The emergence of new doctrines like the so-called "responsibility to protect," which argues that states are required to respond to mass atrocities, has built expectations that states should intervene in situations like the Syrian war. French President François Hollande invoked the responsibility-to-protect doctrine in making his case to "punish those who took the decision to harm the innocent." In a speech to French ambassadors Tuesday, Hollande suggested that international law has not kept pace with the emerging international consensus on the need to act to halt mass atrocities. "International law must evolve with the times. It cannot serve as an excuse to allow mass murder," he said.

Still, the responsibility-to-protect doctrine, which was approved by the world’s leaders at a 2005 summit, requires Security Council approval for military intervention. Raustiala said that the big powers’ invocation of responsibility to protect as the justification for intervening in Libya has damaged the doctrine’s international standing because it was used as the basis for toppling a government, not for simply protecting civilians.

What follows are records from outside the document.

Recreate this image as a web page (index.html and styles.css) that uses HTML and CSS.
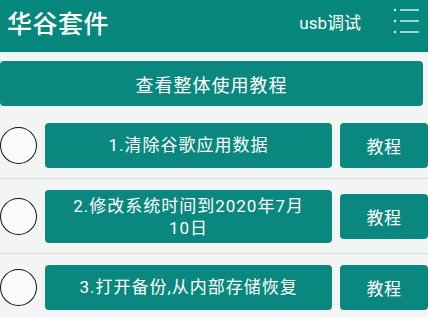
FILE: index.html
```html
<!DOCTYPE html>
<html lang="zh-CN">

<head>
    <meta charset="UTF-8">
    <meta name="viewport" content="width=device-width, initial-scale=1.0">
    <title>华谷套件</title>
    <link rel="stylesheet" href="styles.css">
</head>

<body>
    <div class="header">
        <span class="title">华谷套件</span>
        <span class="usb">usb调试</span>
        <svg class="menu" width="28" height="28" viewBox="0 0 28 28">
            <circle cx="3" cy="3" r="1.2" fill="#e6f4f2"/>
            <circle cx="3" cy="14" r="1.2" fill="#e6f4f2"/>
            <circle cx="3" cy="25" r="1.2" fill="#e6f4f2"/>
            <line x1="8" y1="3" x2="27" y2="3" stroke="#e6f4f2" stroke-width="1.4"/>
            <line x1="8" y1="14" x2="27" y2="14" stroke="#e6f4f2" stroke-width="1.4"/>
            <line x1="8" y1="25" x2="27" y2="25" stroke="#e6f4f2" stroke-width="1.4"/>
        </svg>
    </div>
    <div class="content">
        <button class="big">查看整体使用教程</button>
        <div class="row">
            <span class="check"></span>
            <button class="step">1.清除谷歌应用数据</button>
            <button class="help">教程</button>
        </div>
        <div class="row">
            <span class="check"></span>
            <button class="step tall">2.修改系统时间到2020年7月<br>10日</button>
            <button class="help">教程</button>
        </div>
        <div class="row">
            <span class="check"></span>
            <button class="step">3.打开备份,从内部存储恢复</button>
            <button class="help">教程</button>
        </div>
    </div>
</body>

</html>
```

FILE: styles.css
```css
* {
    padding: 0;
    margin: 0;
    box-sizing: border-box;
}

body {
    width: 428px;
    height: 317px;
    overflow: hidden;
    background: #f3f4f4;
    font-family: Roboto, "Noto Sans CJK SC", sans-serif;
}

.header {
    height: 53px;
    background: #05877c;
    color: white;
    display: flex;
    align-items: center;
    padding: 0 8px 0 7px;
    border-bottom: 1px solid #d4f4f4;
}

.title {
    font-size: 25px;
    font-weight: 500;
    letter-spacing: 0.5px;
    flex: 1;
    margin-top: -8px;
}

.usb {
    font-size: 17px;
    margin-right: 31px;
    margin-top: -10px;
}

.menu {
    margin-top: -10px;
}

button {
    font-family: inherit;
    color: white;
    background: #0a877e;
    border: none;
    border-radius: 4px;
    letter-spacing: 1px;
}

.big {
    display: block;
    width: 423px;
    height: 45px;
    margin: 8px 5px 6px 0;
    font-size: 18px;
    letter-spacing: 1px;
}

.row {
    display: flex;
    align-items: center;
    gap: 8px;
    padding: 11px 0 10px;
    border-bottom: 1px solid #dedede;
}

.check {
    width: 37px;
    height: 37px;
    border: 1.5px solid #111;
    border-radius: 50%;
    background: #fafafa;
}

.step {
    width: 288px;
    height: 45px;
    font-size: 17px;
    line-height: 23px;
}

.step.tall {
    height: 53px;
    line-height: 22px;
}

.help {
    width: 88px;
    height: 45px;
    font-size: 17px;
    letter-spacing: 0.5px;
}
```
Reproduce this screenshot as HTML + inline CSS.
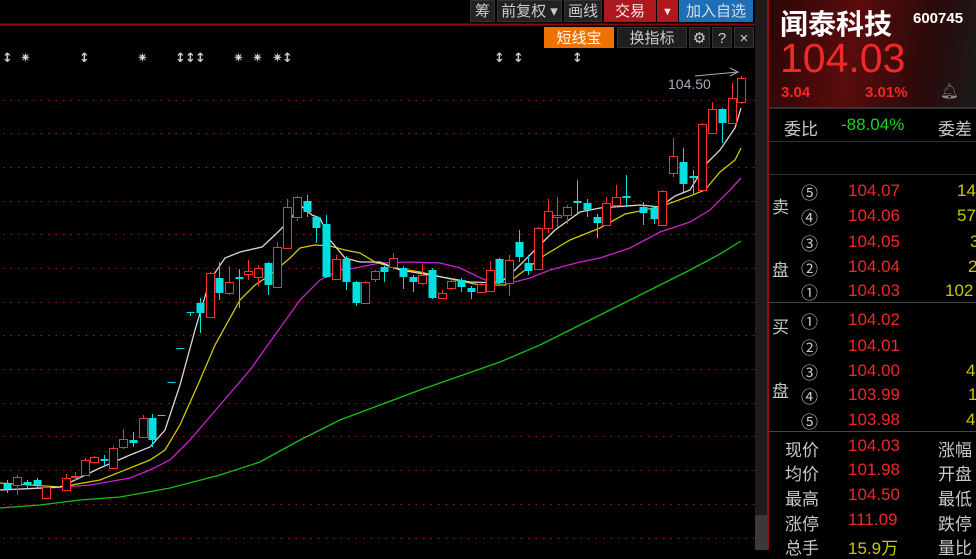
<!DOCTYPE html>
<html><head><meta charset="utf-8"><style>
*{margin:0;padding:0;box-sizing:border-box}
body{width:976px;height:550px;background:#000;overflow:hidden;position:relative;font-family:"Liberation Sans","Noto Sans CJK SC",sans-serif;color:#ccc}
.a{position:absolute;white-space:nowrap}
.btn{position:absolute;top:0;height:22px;line-height:22px;font-size:15px;text-align:center;color:#ccc;background:#222;border:1px solid #333}
.b2{position:absolute;top:27px;height:21px;line-height:21px;font-size:15px;text-align:center;color:#ccc;background:#1e1e1e;border:1px solid #333}
.r{color:#f02828}.y{color:#c8c800}.g{color:#20d020}.w{color:#c8c8c8}
.row{position:absolute;left:770px;width:206px;height:25px;font-size:17px}
</style></head><body>
<svg class="a" style="left:0;top:0" width="756" height="550">
<line x1="0" y1="24.5" x2="756" y2="24.5" stroke="#8a0a0a" stroke-width="2"/>
<g stroke="#a01818" stroke-width="1" stroke-dasharray="1.5,6">
<line x1="3" y1="100.5" x2="756" y2="100.5"/><line x1="3" y1="133.5" x2="756" y2="133.5"/><line x1="3" y1="167.5" x2="756" y2="167.5"/><line x1="3" y1="201.5" x2="756" y2="201.5"/><line x1="3" y1="234.5" x2="756" y2="234.5"/><line x1="3" y1="268.5" x2="756" y2="268.5"/><line x1="3" y1="302.5" x2="756" y2="302.5"/><line x1="3" y1="335.5" x2="756" y2="335.5"/><line x1="3" y1="369.5" x2="756" y2="369.5"/><line x1="3" y1="403.5" x2="756" y2="403.5"/><line x1="3" y1="436.5" x2="756" y2="436.5"/><line x1="3" y1="470.5" x2="756" y2="470.5"/><line x1="3" y1="504.5" x2="756" y2="504.5"/><line x1="3" y1="538.5" x2="756" y2="538.5"/>
</g>
<g fill="#ccc" font-size="13" font-weight="bold" font-family="DejaVu Sans">
<text x="2" y="62">↕</text><text x="20" y="62">✷</text><text x="79" y="62">↕</text><text x="137" y="62">✷</text><text x="175" y="62">↕</text><text x="185" y="62">↕</text><text x="195" y="62">↕</text><text x="233" y="62">✷</text><text x="252" y="62">✷</text><text x="272" y="62">✷</text><text x="282" y="62">↕</text><text x="494" y="62">↕</text><text x="513" y="62">↕</text><text x="572" y="62">↕</text>
</g>
<g fill="none" stroke-width="1.3">
<polyline stroke="#18c018" points="0,508 40,505 80,500 120,497 170,488 220,475 260,462 300,440 320,430 340,420 380,405 420,390 460,376 500,362 540,345 580,325 620,305 660,285 690,270 720,254 741,241"/>
<polyline stroke="#d020d0" points="0,490 50,488 90,485 130,478 150,470 170,460 190,440 220,405 250,370 275,335 300,300 320,280 340,270 355,268 380,263 410,262 440,263 460,268 485,280 510,283 530,278 550,270 580,262 600,258 630,248 660,232 690,222 710,210 730,190 741,178"/>
<polyline stroke="#d0c800" points="0,483 60,487 100,480 150,460 165,450 180,425 200,380 215,345 240,300 255,285 270,275 290,258 300,248 315,245 330,246 345,250 360,253 375,262 395,268 420,272 455,280 480,285 505,285 525,270 545,255 570,240 600,228 625,214 645,210 665,205 690,196 705,190 720,172 735,160 741,148"/>
<polyline stroke="#d8d8d8" points="0,490 60,487 75,480 100,468 130,455 150,447 165,430 180,385 195,330 210,280 225,258 240,252 262,247 275,235 290,220 300,205 312,215 320,218 330,240 345,258 360,262 380,262 400,270 430,275 470,282 500,283 515,270 535,250 555,230 580,212 600,208 640,205 660,207 675,196 690,190 705,165 720,150 735,128 741,108"/>
</g>
<g id="c"></g>
<line x1="695" y1="76" x2="738" y2="72" stroke="#aaa"/><polyline points="730,68 738,72 730,76" fill="none" stroke="#aaa"/>
<text x="668" y="89" fill="#aab" font-size="14">104.50</text>
</svg>
<script>
var d=[[7,'c',484,489,480,493],[17,'r',477,485,475,495],[27,'c',482,485,480,488],[37,'c',480,485,478,488],[46,'r',487,498,485,498],[66,'r',478,490,474,490],[75,'r',476,477,472,480],[85,'r',460,475,458,476],[94,'r',457,462,456,463],[104,'c',459,461,455,465],[113,'r',448,468,446,469],[123,'r',439,447,429,449],[133,'c',440,443,432,447],[143,'r',418,437,415,438],[152,'c',418,440,414,447],[161,'c',415,416,415,416],[171,'c',382,383,382,383],[180,'c',348,349,348,349],[190,'c',312,313,312,316],[200,'c',303,313,298,333],[210,'r',273,317,272,318],[219,'c',278,293,262,300],[229,'r',282,293,266,295],[239,'c',277,279,269,308],[248,'r',271,274,260,280],[258,'r',268,277,265,286],[268,'c',263,285,262,295],[277,'r',247,287,242,288],[287,'r',207,248,199,249],[297,'r',197,217,196,221],[307,'c',201,212,195,217],[316,'c',217,228,216,243],[326,'c',224,277,215,278],[336,'r',259,279,255,280],[346,'c',259,282,256,290],[356,'c',282,303,281,306],[365,'r',282,303,281,304],[375,'r',271,279,270,282],[384,'c',267,272,266,282],[393,'r',258,267,253,270],[403,'c',268,277,266,289],[413,'c',277,282,275,292],[422,'r',275,283,264,285],[432,'c',270,298,268,299],[442,'r',293,298,290,299],[451,'r',281,288,279,290],[461,'c',280,287,278,292],[471,'c',288,292,286,299],[481,'r',284,292,283,293],[490,'r',270,291,261,292],[499,'c',259,283,258,284],[509,'r',260,283,255,296],[519,'c',242,257,230,262],[528,'c',263,271,255,275],[538,'r',228,269,227,270],[548,'r',211,228,199,233],[557,'r',215,217,197,227],[567,'r',207,215,205,224],[577,'c',201,203,180,215],[587,'c',203,210,199,217],[597,'c',217,223,214,238],[606,'r',203,225,197,226],[616,'r',197,205,185,207],[626,'c',196,198,175,207],[643,'c',207,213,202,225],[654,'c',208,219,206,224],[662,'r',191,225,190,226],[673,'r',156,173,138,177],[683,'c',162,184,148,192],[693,'c',176,178,170,195],[702,'r',124,190,123,191],[712,'r',109,133,102,134],[722,'c',109,123,108,143],[732,'r',98,123,83,124],[741,'r',78,102,76,104]];
var s='';d.forEach(function(k){var x=k[0],col=k[1]=='r'?'#ff3030':'#00e0e0';s+='<line x1="'+(x+.5)+'" y1="'+k[4]+'" x2="'+(x+.5)+'" y2="'+k[5]+'" stroke="'+col+'"/>';var h=Math.max(1,k[3]-k[2]);if(k[1]=='r')s+='<rect x="'+(x-3.5)+'" y="'+(k[2]+.5)+'" width="8" height="'+h+'" fill="#000" stroke="'+col+'"/>';else s+='<rect x="'+(x-3.5)+'" y="'+k[2]+'" width="8" height="'+h+'" fill="'+col+'"/>';});
document.getElementById('c').innerHTML=s;
</script>
<div class="btn" style="left:470px;width:25px">筹</div>
<div class="btn" style="left:497px;width:65px">前复权 ▾</div>
<div class="btn" style="left:564px;width:38px">画线</div>
<div class="btn" style="left:604px;width:52px;background:#b01820;border-color:#b01820;color:#eee">交易</div>
<div class="btn" style="left:657px;width:21px;background:#b01820;border-color:#b01820;color:#eee;font-size:11px">▼</div>
<div class="btn" style="left:679px;width:74px;background:#1f6fb8;border-color:#1f6fb8;color:#ddd">加入自选</div>
<div class="b2" style="left:544px;width:70px;background:#f07000;border-color:#f07000;color:#fff">短线宝</div>
<div class="b2" style="left:617px;width:70px">换指标</div>
<div class="b2" style="left:689px;width:21px">⚙</div>
<div class="b2" style="left:712px;width:20px">?</div>
<div class="b2" style="left:734px;width:20px">×</div>
<div class="a" style="left:755px;top:0;width:13px;height:550px;background:#1c1c1c"></div>
<div class="a" style="left:755px;top:515px;width:13px;height:35px;background:#3a3a3a"></div>
<div class="a" style="left:767px;top:0;width:2px;height:550px;background:#9a0c0c"></div>
<div class="a" style="left:769px;top:0;width:207px;height:107px;background:linear-gradient(100deg,#2a0606,#5a0c0c 40%,#2a0a0a 75%,#1a1a1a)"></div>
<div class="a" style="left:780px;top:3px;font-size:28px;font-weight:bold;color:#fff">闻泰科技</div>
<div class="a" style="left:913px;top:10px;font-size:15px;font-weight:bold;color:#fff">600745</div>
<div class="a r" style="left:780px;top:35px;font-size:41px">104.03</div>
<div class="a r" style="left:781px;top:84px;font-size:15px;font-weight:bold">3.04</div>
<div class="a r" style="left:865px;top:84px;font-size:15px;font-weight:bold">3.01%</div>
<div class="a" style="left:940px;top:82px;font-size:15px;color:#888">🔔︎</div>
<div class="a" style="left:769px;top:107px;width:207px;height:2px;background:#333"></div>
<div class="a w" style="left:784px;top:115px;font-size:17px">委比</div>
<div class="a g" style="left:841px;top:115px;font-size:17px">-88.04%</div>
<div class="a w" style="left:938px;top:115px;font-size:17px">委差</div>
<div class="a" style="left:769px;top:141px;width:207px;height:1px;background:#333"></div>
<div class="a" style="left:769px;top:174px;width:207px;height:1px;background:#333"></div>
<div class="a" style="left:769px;top:302px;width:207px;height:1px;background:#444"></div>
<div class="a" style="left:769px;top:431px;width:207px;height:1px;background:#444"></div>
<div class="a w" style="left:772px;top:193px;font-size:17px">卖</div>
<div class="a w" style="left:772px;top:256px;font-size:17px">盘</div>
<div class="a w" style="left:772px;top:313px;font-size:17px">买</div>
<div class="a w" style="left:772px;top:377px;font-size:17px">盘</div>
<div style="position:absolute;left:0;top:0;font-size:17px">
<div class="row" style="top:181px"><span class="a w" style="left:31px;top:-2px">⑤</span><span class="a r" style="left:78px">104.07</span><span class="a y" style="left:187px">14</span></div>
<div class="row" style="top:206px"><span class="a w" style="left:31px;top:-2px">④</span><span class="a r" style="left:78px">104.06</span><span class="a y" style="left:187px">57</span></div>
<div class="row" style="top:232px"><span class="a w" style="left:31px;top:-2px">③</span><span class="a r" style="left:78px">104.05</span><span class="a y" style="left:200px">3</span></div>
<div class="row" style="top:257px"><span class="a w" style="left:31px;top:-2px">②</span><span class="a r" style="left:78px">104.04</span><span class="a y" style="left:198px">2</span></div>
<div class="row" style="top:281px"><span class="a w" style="left:31px;top:-2px">①</span><span class="a r" style="left:78px">104.03</span><span class="a y" style="left:175px">102</span></div>
<div class="row" style="top:310px"><span class="a w" style="left:31px;top:-2px">①</span><span class="a r" style="left:78px">104.02</span></div>
<div class="row" style="top:336px"><span class="a w" style="left:31px;top:-2px">②</span><span class="a r" style="left:78px">104.01</span></div>
<div class="row" style="top:361px"><span class="a w" style="left:31px;top:-2px">③</span><span class="a r" style="left:78px">104.00</span><span class="a y" style="left:196px">4</span></div>
<div class="row" style="top:385px"><span class="a w" style="left:31px;top:-2px">④</span><span class="a r" style="left:78px">103.99</span><span class="a y" style="left:198px">1</span></div>
<div class="row" style="top:410px"><span class="a w" style="left:31px;top:-2px">⑤</span><span class="a r" style="left:78px">103.98</span><span class="a y" style="left:196px">4</span></div>
<div class="row" style="top:436px"><span class="a w" style="left:15px">现价</span><span class="a r" style="left:78px">104.03</span><span class="a w" style="left:168px">涨幅</span></div>
<div class="row" style="top:460px"><span class="a w" style="left:15px">均价</span><span class="a r" style="left:78px">101.98</span><span class="a w" style="left:168px">开盘</span></div>
<div class="row" style="top:485px"><span class="a w" style="left:15px">最高</span><span class="a r" style="left:78px">104.50</span><span class="a w" style="left:168px">最低</span></div>
<div class="row" style="top:510px"><span class="a w" style="left:15px">涨停</span><span class="a r" style="left:78px">111.09</span><span class="a w" style="left:168px">跌停</span></div>
<div class="row" style="top:534px"><span class="a w" style="left:15px">总手</span><span class="a y" style="left:78px">15.9万</span><span class="a w" style="left:168px">量比</span></div>
</div>
</body></html>
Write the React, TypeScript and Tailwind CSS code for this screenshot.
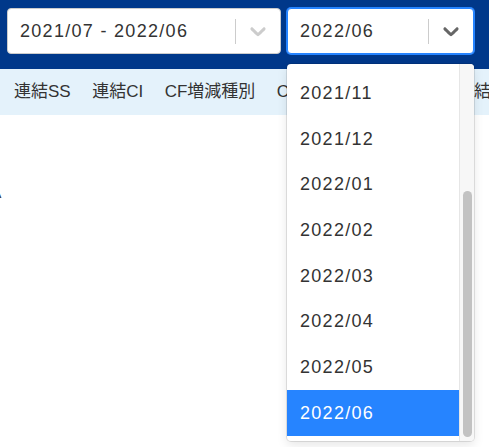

U.N. Secretary-General Ban Ki-moon has already voiced skepticism about the wisdom of creating a new norm for the use of military action. "If there needs to be any such unilateral or military actions, we should remember that as secretary-general I would like to emphasize that it is the charter that provides the framework for action to ensure international peace and security," Ban said Wednesday at a news conference in The Hague with Dutch Foreign Minister Frans Timmermans. "The charter provides the framework for any action to be taken by any member state."